**DATA EXCERPTS**:
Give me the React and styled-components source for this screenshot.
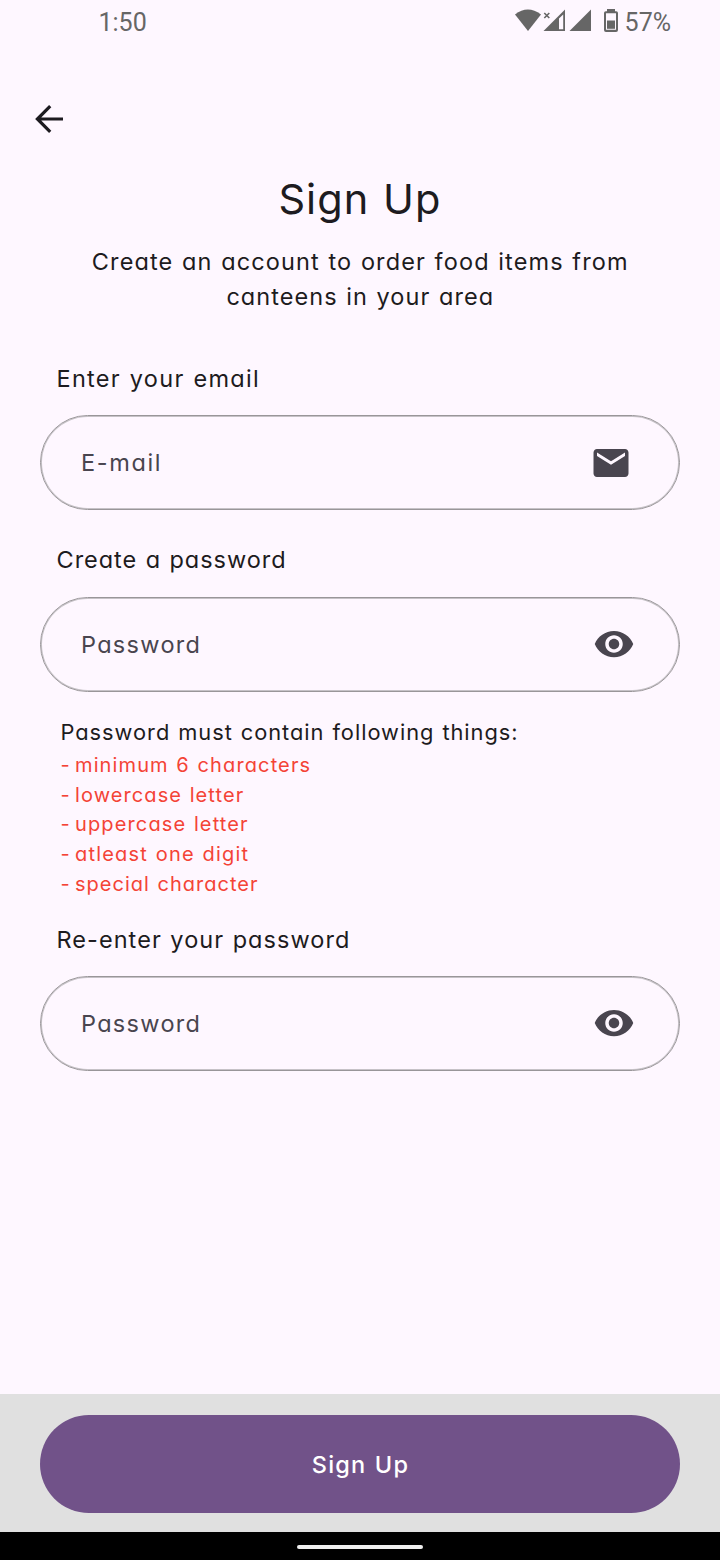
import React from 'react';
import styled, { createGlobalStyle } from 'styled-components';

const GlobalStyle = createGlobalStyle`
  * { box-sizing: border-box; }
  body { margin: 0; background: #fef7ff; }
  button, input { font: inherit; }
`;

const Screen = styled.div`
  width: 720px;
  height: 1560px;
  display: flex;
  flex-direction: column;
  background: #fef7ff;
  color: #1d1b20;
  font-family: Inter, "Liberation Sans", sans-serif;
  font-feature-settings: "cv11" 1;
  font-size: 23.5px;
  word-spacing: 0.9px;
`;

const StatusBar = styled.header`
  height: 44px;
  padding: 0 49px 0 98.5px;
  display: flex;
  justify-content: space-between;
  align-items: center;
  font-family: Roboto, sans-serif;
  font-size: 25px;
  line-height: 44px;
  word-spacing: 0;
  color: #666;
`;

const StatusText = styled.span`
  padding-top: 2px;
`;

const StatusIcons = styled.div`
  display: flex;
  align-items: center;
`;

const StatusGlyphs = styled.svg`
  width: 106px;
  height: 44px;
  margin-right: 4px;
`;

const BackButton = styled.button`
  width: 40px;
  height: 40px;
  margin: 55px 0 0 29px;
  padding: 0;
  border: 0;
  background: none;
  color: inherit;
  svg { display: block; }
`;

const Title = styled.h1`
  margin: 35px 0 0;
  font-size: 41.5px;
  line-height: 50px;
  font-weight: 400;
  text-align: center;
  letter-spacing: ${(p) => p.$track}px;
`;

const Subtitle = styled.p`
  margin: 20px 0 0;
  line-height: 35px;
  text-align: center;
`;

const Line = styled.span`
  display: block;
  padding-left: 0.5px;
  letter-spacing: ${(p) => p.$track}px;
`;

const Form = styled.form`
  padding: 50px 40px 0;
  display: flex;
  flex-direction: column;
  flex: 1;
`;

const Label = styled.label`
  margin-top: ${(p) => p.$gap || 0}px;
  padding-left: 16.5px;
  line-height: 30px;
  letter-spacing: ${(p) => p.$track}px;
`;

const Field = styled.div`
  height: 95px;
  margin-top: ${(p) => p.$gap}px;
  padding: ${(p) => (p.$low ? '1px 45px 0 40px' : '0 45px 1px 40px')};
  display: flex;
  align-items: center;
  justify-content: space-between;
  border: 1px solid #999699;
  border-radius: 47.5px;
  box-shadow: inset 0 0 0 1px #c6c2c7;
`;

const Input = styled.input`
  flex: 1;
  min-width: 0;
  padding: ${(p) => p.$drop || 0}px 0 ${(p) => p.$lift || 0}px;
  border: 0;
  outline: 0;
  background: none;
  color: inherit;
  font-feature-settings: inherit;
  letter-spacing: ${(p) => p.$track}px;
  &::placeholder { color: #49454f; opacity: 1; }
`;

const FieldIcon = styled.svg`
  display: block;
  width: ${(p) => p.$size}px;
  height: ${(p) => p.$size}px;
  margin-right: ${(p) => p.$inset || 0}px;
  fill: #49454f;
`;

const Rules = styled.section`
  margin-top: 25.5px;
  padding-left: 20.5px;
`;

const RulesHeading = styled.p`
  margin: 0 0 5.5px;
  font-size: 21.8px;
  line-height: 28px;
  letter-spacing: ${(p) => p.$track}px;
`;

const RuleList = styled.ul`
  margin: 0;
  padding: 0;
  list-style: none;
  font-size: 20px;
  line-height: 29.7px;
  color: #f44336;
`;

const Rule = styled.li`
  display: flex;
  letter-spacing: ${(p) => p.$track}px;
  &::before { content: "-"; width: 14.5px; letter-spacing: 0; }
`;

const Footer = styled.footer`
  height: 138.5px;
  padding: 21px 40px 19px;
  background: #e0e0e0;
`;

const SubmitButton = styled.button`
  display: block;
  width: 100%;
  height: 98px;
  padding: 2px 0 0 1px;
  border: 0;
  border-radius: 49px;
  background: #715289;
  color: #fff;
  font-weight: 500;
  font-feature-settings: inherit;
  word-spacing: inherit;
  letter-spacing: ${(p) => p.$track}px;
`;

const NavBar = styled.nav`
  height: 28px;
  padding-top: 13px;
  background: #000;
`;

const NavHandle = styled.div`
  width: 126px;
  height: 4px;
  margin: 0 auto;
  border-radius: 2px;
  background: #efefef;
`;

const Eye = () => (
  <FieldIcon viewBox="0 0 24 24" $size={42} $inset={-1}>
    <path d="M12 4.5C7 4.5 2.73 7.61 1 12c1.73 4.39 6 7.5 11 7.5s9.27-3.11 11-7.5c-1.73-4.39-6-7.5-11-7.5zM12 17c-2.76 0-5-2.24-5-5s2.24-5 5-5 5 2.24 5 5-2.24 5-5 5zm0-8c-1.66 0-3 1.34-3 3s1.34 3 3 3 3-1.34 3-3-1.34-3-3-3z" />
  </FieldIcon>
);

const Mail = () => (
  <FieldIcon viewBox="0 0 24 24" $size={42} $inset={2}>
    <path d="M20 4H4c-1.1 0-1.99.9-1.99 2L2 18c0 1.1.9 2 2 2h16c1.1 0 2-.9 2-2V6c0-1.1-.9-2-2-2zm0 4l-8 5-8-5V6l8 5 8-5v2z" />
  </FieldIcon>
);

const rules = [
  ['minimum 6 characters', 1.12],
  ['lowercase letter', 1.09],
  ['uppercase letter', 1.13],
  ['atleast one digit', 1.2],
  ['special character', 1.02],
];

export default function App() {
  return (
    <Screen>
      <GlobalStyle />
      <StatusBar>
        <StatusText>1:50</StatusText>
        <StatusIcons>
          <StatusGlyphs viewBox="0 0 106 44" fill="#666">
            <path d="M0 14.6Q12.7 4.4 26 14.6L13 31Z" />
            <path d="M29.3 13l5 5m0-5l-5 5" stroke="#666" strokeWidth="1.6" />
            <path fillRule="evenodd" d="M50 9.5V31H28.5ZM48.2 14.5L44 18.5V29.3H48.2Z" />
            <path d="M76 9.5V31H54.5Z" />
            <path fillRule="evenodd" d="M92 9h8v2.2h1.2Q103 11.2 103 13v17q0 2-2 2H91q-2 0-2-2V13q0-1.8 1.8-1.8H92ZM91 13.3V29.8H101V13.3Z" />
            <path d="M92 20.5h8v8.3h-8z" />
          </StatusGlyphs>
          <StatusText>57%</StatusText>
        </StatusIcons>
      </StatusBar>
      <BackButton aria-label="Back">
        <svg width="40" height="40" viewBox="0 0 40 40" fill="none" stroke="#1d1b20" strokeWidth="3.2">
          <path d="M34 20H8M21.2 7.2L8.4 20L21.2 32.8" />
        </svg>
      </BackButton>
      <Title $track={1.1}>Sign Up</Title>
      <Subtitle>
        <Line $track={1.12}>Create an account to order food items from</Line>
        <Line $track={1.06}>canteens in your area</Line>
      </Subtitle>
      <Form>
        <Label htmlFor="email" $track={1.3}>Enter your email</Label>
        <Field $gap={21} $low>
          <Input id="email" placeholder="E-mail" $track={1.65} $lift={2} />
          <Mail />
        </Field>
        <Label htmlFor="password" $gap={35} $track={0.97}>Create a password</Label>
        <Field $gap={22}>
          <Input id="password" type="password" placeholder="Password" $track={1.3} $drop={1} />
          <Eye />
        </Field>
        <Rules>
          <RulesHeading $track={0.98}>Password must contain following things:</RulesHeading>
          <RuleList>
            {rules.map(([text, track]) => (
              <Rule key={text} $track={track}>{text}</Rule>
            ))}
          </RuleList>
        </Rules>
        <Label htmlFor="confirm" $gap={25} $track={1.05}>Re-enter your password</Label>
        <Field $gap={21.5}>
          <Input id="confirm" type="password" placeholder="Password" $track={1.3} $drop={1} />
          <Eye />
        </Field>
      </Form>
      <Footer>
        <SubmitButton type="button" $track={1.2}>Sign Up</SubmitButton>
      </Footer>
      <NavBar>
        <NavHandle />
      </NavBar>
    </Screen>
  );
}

* * *

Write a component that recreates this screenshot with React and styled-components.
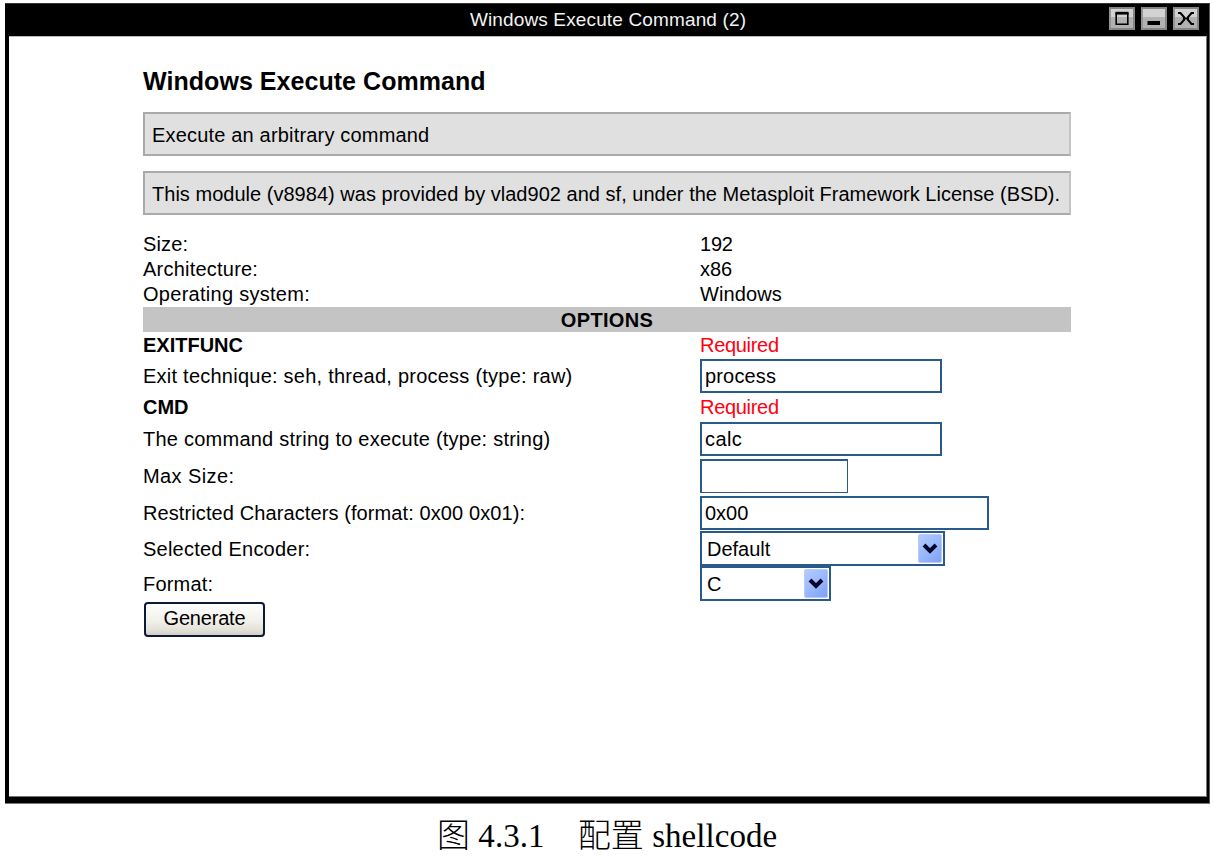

**EXERCISE BRIEF**: Pull out every line in the data above that has the word "components".

**EXPECTED OUTPUT**:
Give me the React and styled-components source for this screenshot.
import styled, { createGlobalStyle } from 'styled-components';
Write a component that recreates this screenshot with React and styled-components.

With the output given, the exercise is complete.